US Secretary of the Treasury, Janet L. Yellen said, "President Biden’s historic executive order calls for a coordinated and comprehensive approach to digital asset policy. This approach will support responsible innovation that could result in substantial benefits for the nation, consumers, and businesses. It will also address risks related to illicit finance, protecting consumers and investors, and preventing threats to the financial system and broader economy.”
While some were expecting the worst - from what we’ve seen so far (including a bullish BTC price jump today), it looks like it could actually be mostly good news.
The order begins by outlining the need for a "whole-of-government" response to the crypto industry, citing the $3 trillion market cap and the mainstream adoption of crypto in the US.
The purpose of the executive order is to research and subsequently create an all-encompassing strategy to address seven key priorities within 180 days:
Let's take a quick look at the measures for each as highlighted in the order.

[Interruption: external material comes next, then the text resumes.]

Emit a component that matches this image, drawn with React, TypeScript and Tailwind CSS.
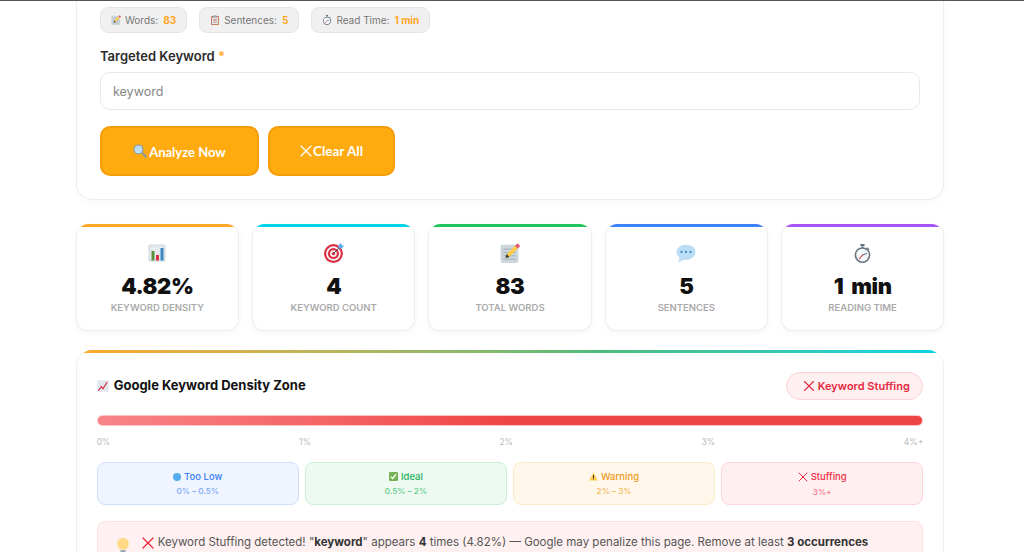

This section directs the Department of the Treasury and other agency partners to research and develop policy recommendations for the crypto industry to protect consumers, investors and businesses.
This section directs the Financial Stability Oversight Council to research and identify financial risks posed by the crypto industry and develop subsequent policy recommendations.
This section directs the relevant US government agencies - including the Department of Justice - to create a coordinated approach with allies and partners to mitigate illicit financial risks and national security risks that arise as a result of the crypto industry. This is the section that will focus on developing policy to discourage crypto tax evasion, fraud, money laundering and other criminal activities.
This section directs the Department of Commerce to establish a framework to drive US competitiveness and leadership in the fintech and crypto industries.
This section directs the Secretary of the Treasury, alongside other relevant agencies, to produce a report on the future of finance and payment systems to promote access to safe and affordable financial services, including digital asset innovation.
This section directs the US government to research, report and develop policies around the responsible development, design and implementation of crypto technology to reduce environmental impact while prioritizing privacy and security.
Finally, the executive order directs the US government to research and potentially develop a United States CBDC.
Nothing is changing imminently - but the language used in the crypto executive order was a far cry from the doom and gloom many investors expected and may actually help provide some clear, comprehensive guidance on crypto in the US in much needed sectors (like crypto tax).
The order sets a 180-day deadline for reports and subsequent policy recommendations. Any policies recommendations developed will still need congressional approval.
As well as a potential CBDC, there is a possibility that policies could recommend a federal approach to crypto exchange regulation. While on the face of it, this doesn’t sound like great news, many states had already developed their own regulations for crypto exchanges, creating confusion and uncertainty for US investors.
With the involvement of so many government agencies, including the Department of Treasury (and the IRS), the policy recommendations could provide some much needed clarity for investors and their tax obligations after the confusion that arose from the Infrastructure Bill and America COMPETES Act.
We’ll update this article as soon as we know more or keep an eye on our US Crypto Tax Guide which is always kept up to date with the latest guidance.
On the 16th of September, the White House released the first ever framework for the responsible development of digital assets as part of the crypto executive order review outcome. The highlights of the report include:
It's looking very likely that the Federal Reserve will develop a central bank digital currency (CBDC). The Biden administration's position currently is that the benefits, risks, technical design implications, policy and regulation should be investigated.